**Task objective**
Which lines below hold the word "index"? Report each one.

**Source excerpt**

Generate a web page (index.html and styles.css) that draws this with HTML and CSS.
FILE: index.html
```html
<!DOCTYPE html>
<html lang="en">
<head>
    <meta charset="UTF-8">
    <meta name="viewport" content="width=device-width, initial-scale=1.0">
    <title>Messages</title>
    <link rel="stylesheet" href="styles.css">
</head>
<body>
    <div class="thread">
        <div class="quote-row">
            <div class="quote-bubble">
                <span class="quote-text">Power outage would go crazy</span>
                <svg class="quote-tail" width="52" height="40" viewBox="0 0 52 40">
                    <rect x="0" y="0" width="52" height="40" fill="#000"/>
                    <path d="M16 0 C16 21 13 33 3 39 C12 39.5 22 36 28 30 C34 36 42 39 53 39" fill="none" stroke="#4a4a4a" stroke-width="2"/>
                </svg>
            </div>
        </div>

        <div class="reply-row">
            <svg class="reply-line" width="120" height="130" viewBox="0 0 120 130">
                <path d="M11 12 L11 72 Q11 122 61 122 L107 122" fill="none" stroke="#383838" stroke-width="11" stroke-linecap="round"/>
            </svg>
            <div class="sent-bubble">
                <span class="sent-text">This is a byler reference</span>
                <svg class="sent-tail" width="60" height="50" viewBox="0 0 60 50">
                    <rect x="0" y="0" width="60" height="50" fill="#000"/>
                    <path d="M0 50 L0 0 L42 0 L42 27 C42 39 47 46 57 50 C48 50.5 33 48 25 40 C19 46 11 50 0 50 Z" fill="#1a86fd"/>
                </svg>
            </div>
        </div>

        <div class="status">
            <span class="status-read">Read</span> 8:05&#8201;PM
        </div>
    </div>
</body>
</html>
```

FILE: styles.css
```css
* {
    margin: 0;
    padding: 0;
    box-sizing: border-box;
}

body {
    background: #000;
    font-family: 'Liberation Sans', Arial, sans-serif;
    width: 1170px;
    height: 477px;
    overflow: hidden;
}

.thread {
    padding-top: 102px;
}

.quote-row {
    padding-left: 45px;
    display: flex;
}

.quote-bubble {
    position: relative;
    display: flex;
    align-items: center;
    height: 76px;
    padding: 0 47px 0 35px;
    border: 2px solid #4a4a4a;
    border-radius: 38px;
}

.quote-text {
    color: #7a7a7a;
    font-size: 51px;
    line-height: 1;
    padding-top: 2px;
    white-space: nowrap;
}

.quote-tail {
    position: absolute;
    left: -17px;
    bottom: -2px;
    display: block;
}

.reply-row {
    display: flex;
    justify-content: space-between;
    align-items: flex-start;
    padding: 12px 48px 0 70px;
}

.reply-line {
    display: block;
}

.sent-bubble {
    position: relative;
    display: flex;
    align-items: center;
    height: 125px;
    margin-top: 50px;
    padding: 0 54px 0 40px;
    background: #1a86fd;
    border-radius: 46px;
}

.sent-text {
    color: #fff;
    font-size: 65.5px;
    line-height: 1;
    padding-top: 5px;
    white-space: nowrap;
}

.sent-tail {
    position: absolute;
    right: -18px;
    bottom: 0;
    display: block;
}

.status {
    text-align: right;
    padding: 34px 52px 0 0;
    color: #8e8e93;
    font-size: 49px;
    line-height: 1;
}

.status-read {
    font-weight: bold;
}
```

**Answer to the task**
Generate a web page (index.html and styles.css) that draws this with HTML and CSS.
FILE: index.html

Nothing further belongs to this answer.